◆ Input records ◆
______
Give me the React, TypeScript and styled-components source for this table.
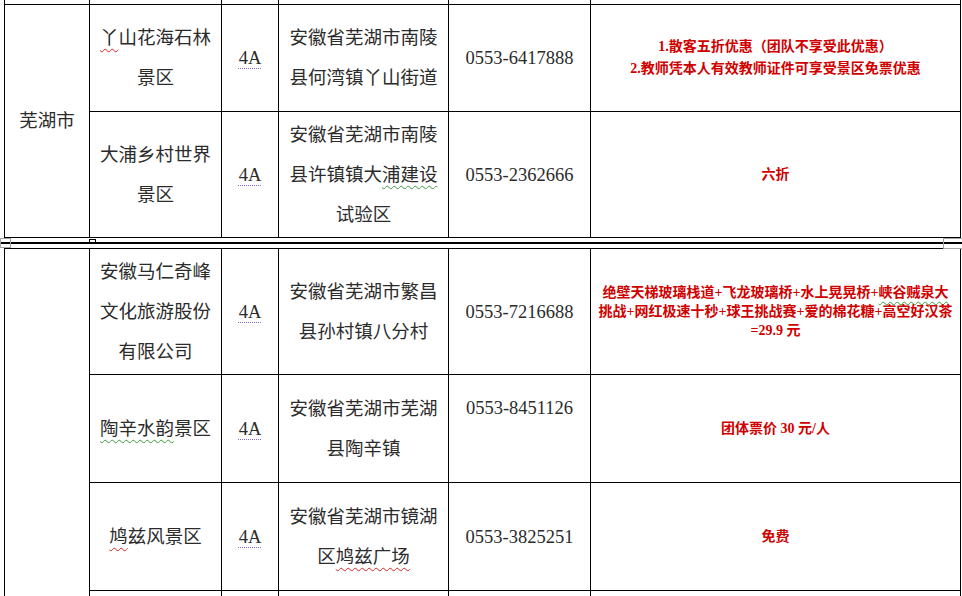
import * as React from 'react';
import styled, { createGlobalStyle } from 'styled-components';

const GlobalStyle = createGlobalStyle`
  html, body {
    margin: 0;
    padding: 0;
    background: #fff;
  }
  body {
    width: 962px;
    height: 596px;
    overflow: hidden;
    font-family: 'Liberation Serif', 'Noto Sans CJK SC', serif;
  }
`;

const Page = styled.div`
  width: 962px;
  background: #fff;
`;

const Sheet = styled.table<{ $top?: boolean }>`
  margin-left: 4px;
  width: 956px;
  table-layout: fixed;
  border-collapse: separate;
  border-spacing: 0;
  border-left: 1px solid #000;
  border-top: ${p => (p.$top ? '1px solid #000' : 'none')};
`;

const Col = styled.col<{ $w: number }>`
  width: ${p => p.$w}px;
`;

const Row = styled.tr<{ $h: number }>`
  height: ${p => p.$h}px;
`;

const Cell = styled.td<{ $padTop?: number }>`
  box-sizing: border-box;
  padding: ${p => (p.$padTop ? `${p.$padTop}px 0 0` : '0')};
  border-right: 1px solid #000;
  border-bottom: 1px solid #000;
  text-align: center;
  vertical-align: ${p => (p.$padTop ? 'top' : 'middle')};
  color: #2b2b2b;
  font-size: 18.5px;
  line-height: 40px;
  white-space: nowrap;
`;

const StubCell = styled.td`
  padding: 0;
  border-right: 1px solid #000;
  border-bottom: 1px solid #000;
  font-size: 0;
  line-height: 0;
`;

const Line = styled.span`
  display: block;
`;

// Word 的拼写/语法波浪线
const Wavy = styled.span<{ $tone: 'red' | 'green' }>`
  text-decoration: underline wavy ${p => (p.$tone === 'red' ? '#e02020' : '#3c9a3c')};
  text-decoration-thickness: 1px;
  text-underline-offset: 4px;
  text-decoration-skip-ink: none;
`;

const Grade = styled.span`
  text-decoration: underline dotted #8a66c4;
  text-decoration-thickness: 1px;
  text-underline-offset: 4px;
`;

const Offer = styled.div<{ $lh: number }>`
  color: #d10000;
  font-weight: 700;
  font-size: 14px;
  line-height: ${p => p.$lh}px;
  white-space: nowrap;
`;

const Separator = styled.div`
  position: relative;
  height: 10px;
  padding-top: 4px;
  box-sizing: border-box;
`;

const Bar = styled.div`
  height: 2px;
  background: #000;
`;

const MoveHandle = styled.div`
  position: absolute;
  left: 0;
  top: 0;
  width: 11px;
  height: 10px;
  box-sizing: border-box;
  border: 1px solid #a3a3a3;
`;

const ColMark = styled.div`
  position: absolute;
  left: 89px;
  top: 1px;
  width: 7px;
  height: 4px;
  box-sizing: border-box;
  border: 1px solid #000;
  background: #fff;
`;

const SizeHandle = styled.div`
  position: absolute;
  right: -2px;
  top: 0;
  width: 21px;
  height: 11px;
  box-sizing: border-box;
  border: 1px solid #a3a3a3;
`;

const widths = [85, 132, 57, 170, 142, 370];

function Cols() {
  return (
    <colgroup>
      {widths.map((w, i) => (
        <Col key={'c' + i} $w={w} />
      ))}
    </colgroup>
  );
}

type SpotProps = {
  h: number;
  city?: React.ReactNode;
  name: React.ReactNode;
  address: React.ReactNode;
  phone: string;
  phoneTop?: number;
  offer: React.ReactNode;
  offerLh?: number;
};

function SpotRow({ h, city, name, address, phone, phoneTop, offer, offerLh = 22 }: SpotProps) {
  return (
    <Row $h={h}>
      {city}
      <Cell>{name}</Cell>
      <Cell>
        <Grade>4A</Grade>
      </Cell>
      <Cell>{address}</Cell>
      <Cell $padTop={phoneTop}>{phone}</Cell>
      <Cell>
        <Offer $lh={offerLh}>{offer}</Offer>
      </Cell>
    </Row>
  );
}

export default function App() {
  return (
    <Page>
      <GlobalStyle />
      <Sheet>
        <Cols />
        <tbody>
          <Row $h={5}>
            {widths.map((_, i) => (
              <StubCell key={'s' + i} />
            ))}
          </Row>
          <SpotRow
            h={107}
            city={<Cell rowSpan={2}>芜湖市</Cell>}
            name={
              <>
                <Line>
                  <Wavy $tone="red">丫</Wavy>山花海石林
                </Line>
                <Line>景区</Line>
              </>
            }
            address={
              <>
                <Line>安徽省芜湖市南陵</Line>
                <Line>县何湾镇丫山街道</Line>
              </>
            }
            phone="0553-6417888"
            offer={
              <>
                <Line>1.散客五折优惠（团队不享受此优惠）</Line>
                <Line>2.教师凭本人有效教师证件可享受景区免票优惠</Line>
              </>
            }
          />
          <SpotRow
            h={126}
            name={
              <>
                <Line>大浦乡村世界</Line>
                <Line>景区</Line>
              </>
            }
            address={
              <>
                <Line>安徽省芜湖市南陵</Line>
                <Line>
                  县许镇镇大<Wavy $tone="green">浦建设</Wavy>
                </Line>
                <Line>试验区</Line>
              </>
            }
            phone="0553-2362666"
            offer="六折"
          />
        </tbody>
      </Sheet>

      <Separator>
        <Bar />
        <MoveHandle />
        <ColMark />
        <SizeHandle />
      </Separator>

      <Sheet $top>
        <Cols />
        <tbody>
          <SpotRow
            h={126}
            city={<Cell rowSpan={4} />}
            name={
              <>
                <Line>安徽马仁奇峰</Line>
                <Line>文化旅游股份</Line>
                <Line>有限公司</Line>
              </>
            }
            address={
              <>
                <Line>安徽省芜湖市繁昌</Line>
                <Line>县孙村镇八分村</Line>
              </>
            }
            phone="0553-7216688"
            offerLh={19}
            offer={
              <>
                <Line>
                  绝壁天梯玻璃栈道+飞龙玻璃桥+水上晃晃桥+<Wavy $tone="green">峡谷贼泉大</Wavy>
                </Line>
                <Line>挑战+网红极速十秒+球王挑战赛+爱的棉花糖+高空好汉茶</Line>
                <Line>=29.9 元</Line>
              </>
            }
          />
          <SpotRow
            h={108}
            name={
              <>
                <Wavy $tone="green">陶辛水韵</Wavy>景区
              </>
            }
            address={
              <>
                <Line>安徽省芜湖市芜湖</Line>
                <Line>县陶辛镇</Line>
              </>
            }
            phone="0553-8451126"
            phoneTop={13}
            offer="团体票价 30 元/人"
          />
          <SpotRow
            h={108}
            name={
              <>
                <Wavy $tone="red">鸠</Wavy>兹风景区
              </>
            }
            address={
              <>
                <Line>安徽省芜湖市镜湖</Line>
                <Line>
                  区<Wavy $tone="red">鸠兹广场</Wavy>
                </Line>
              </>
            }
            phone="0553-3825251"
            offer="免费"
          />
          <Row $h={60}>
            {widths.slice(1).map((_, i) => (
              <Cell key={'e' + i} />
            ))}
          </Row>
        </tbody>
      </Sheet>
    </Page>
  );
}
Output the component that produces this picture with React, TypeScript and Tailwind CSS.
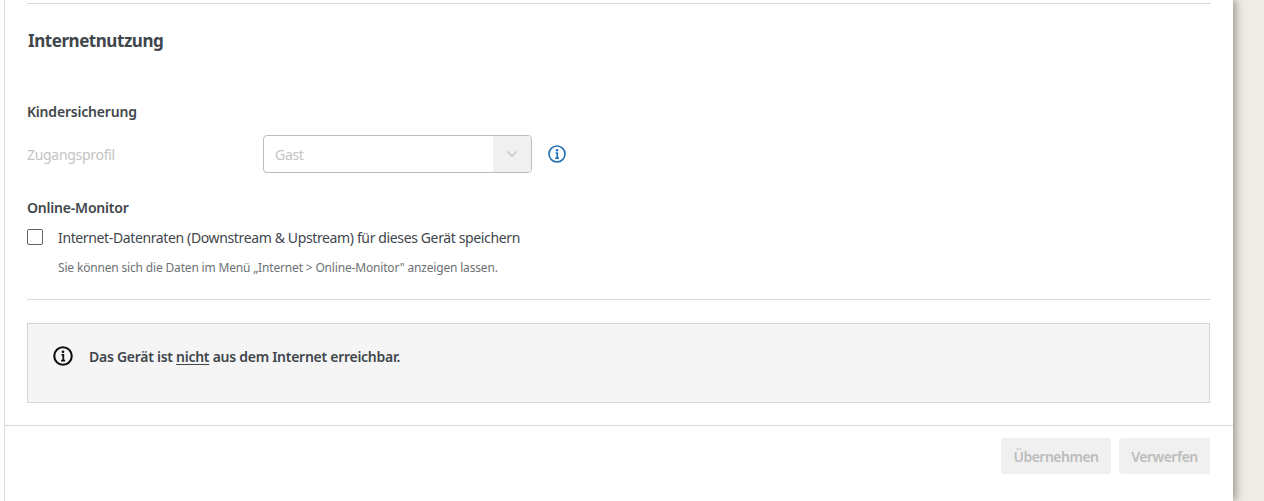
______
◆ Objective ◆
Write out the listing above again, exactly, but with no pictures in the copy.

◆ Completed exercise ◆
Give me the React, TypeScript and styled-components source for this table.
import * as React from 'react';
import styled, { createGlobalStyle } from 'styled-components';

const GlobalStyle = createGlobalStyle`
  html, body {
    margin: 0;
    padding: 0;
    background: #fff;
  }
  body {
    width: 962px;
    height: 596px;
    overflow: hidden;
    font-family: 'Liberation Serif', 'Noto Sans CJK SC', serif;
  }
`;

const Page = styled.div`
  width: 962px;
  background: #fff;
`;

const Sheet = styled.table<{ $top?: boolean }>`
  margin-left: 4px;
  width: 956px;
  table-layout: fixed;
  border-collapse: separate;
  border-spacing: 0;
  border-left: 1px solid #000;
  border-top: ${p => (p.$top ? '1px solid #000' : 'none')};
`;

const Col = styled.col<{ $w: number }>`
  width: ${p => p.$w}px;
`;

const Row = styled.tr<{ $h: number }>`
  height: ${p => p.$h}px;
`;

const Cell = styled.td<{ $padTop?: number }>`
  box-sizing: border-box;
  padding: ${p => (p.$padTop ? `${p.$padTop}px 0 0` : '0')};
  border-right: 1px solid #000;
  border-bottom: 1px solid #000;
  text-align: center;
  vertical-align: ${p => (p.$padTop ? 'top' : 'middle')};
  color: #2b2b2b;
  font-size: 18.5px;
  line-height: 40px;
  white-space: nowrap;
`;

const StubCell = styled.td`
  padding: 0;
  border-right: 1px solid #000;
  border-bottom: 1px solid #000;
  font-size: 0;
  line-height: 0;
`;

const Line = styled.span`
  display: block;
`;

// Word 的拼写/语法波浪线
const Wavy = styled.span<{ $tone: 'red' | 'green' }>`
  text-decoration: underline wavy ${p => (p.$tone === 'red' ? '#e02020' : '#3c9a3c')};
  text-decoration-thickness: 1px;
  text-underline-offset: 4px;
  text-decoration-skip-ink: none;
`;

const Grade = styled.span`
  text-decoration: underline dotted #8a66c4;
  text-decoration-thickness: 1px;
  text-underline-offset: 4px;
`;

const Offer = styled.div<{ $lh: number }>`
  color: #d10000;
  font-weight: 700;
  font-size: 14px;
  line-height: ${p => p.$lh}px;
  white-space: nowrap;
`;

const Separator = styled.div`
  position: relative;
  height: 10px;
  padding-top: 4px;
  box-sizing: border-box;
`;

const Bar = styled.div`
  height: 2px;
  background: #000;
`;

const MoveHandle = styled.div`
  position: absolute;
  left: 0;
  top: 0;
  width: 11px;
  height: 10px;
  box-sizing: border-box;
  border: 1px solid #a3a3a3;
`;

const ColMark = styled.div`
  position: absolute;
  left: 89px;
  top: 1px;
  width: 7px;
  height: 4px;
  box-sizing: border-box;
  border: 1px solid #000;
  background: #fff;
`;

const SizeHandle = styled.div`
  position: absolute;
  right: -2px;
  top: 0;
  width: 21px;
  height: 11px;
  box-sizing: border-box;
  border: 1px solid #a3a3a3;
`;

const widths = [85, 132, 57, 170, 142, 370];

function Cols() {
  return (
    <colgroup>
      {widths.map((w, i) => (
        <Col key={'c' + i} $w={w} />
      ))}
    </colgroup>
  );
}

type SpotProps = {
  h: number;
  city?: React.ReactNode;
  name: React.ReactNode;
  address: React.ReactNode;
  phone: string;
  phoneTop?: number;
  offer: React.ReactNode;
  offerLh?: number;
};

function SpotRow({ h, city, name, address, phone, phoneTop, offer, offerLh = 22 }: SpotProps) {
  return (
    <Row $h={h}>
      {city}
      <Cell>{name}</Cell>
      <Cell>
        <Grade>4A</Grade>
      </Cell>
      <Cell>{address}</Cell>
      <Cell $padTop={phoneTop}>{phone}</Cell>
      <Cell>
        <Offer $lh={offerLh}>{offer}</Offer>
      </Cell>
    </Row>
  );
}

export default function App() {
  return (
    <Page>
      <GlobalStyle />
      <Sheet>
        <Cols />
        <tbody>
          <Row $h={5}>
            {widths.map((_, i) => (
              <StubCell key={'s' + i} />
            ))}
          </Row>
          <SpotRow
            h={107}
            city={<Cell rowSpan={2}>芜湖市</Cell>}
            name={
              <>
                <Line>
                  <Wavy $tone="red">丫</Wavy>山花海石林
                </Line>
                <Line>景区</Line>
              </>
            }
            address={
              <>
                <Line>安徽省芜湖市南陵</Line>
                <Line>县何湾镇丫山街道</Line>
              </>
            }
            phone="0553-6417888"
            offer={
              <>
                <Line>1.散客五折优惠（团队不享受此优惠）</Line>
                <Line>2.教师凭本人有效教师证件可享受景区免票优惠</Line>
              </>
            }
          />
          <SpotRow
            h={126}
            name={
              <>
                <Line>大浦乡村世界</Line>
                <Line>景区</Line>
              </>
            }
            address={
              <>
                <Line>安徽省芜湖市南陵</Line>
                <Line>
                  县许镇镇大<Wavy $tone="green">浦建设</Wavy>
                </Line>
                <Line>试验区</Line>
              </>
            }
            phone="0553-2362666"
            offer="六折"
          />
        </tbody>
      </Sheet>

      <Separator>
        <Bar />
        <MoveHandle />
        <ColMark />
        <SizeHandle />
      </Separator>

      <Sheet $top>
        <Cols />
        <tbody>
          <SpotRow
            h={126}
            city={<Cell rowSpan={4} />}
            name={
              <>
                <Line>安徽马仁奇峰</Line>
                <Line>文化旅游股份</Line>
                <Line>有限公司</Line>
              </>
            }
            address={
              <>
                <Line>安徽省芜湖市繁昌</Line>
                <Line>县孙村镇八分村</Line>
              </>
            }
            phone="0553-7216688"
            offerLh={19}
            offer={
              <>
                <Line>
                  绝壁天梯玻璃栈道+飞龙玻璃桥+水上晃晃桥+<Wavy $tone="green">峡谷贼泉大</Wavy>
                </Line>
                <Line>挑战+网红极速十秒+球王挑战赛+爱的棉花糖+高空好汉茶</Line>
                <Line>=29.9 元</Line>
              </>
            }
          />
          <SpotRow
            h={108}
            name={
              <>
                <Wavy $tone="green">陶辛水韵</Wavy>景区
              </>
            }
            address={
              <>
                <Line>安徽省芜湖市芜湖</Line>
                <Line>县陶辛镇</Line>
              </>
            }
            phone="0553-8451126"
            phoneTop={13}
            offer="团体票价 30 元/人"
          />
          <SpotRow
            h={108}
            name={
              <>
                <Wavy $tone="red">鸠</Wavy>兹风景区
              </>
            }
            address={
              <>
                <Line>安徽省芜湖市镜湖</Line>
                <Line>
                  区<Wavy $tone="red">鸠兹广场</Wavy>
                </Line>
              </>
            }
            phone="0553-3825251"
            offer="免费"
          />
          <Row $h={60}>
            {widths.slice(1).map((_, i) => (
              <Cell key={'e' + i} />
            ))}
          </Row>
        </tbody>
      </Sheet>
    </Page>
  );
}
Output the component that produces this picture with React, TypeScript and Tailwind CSS.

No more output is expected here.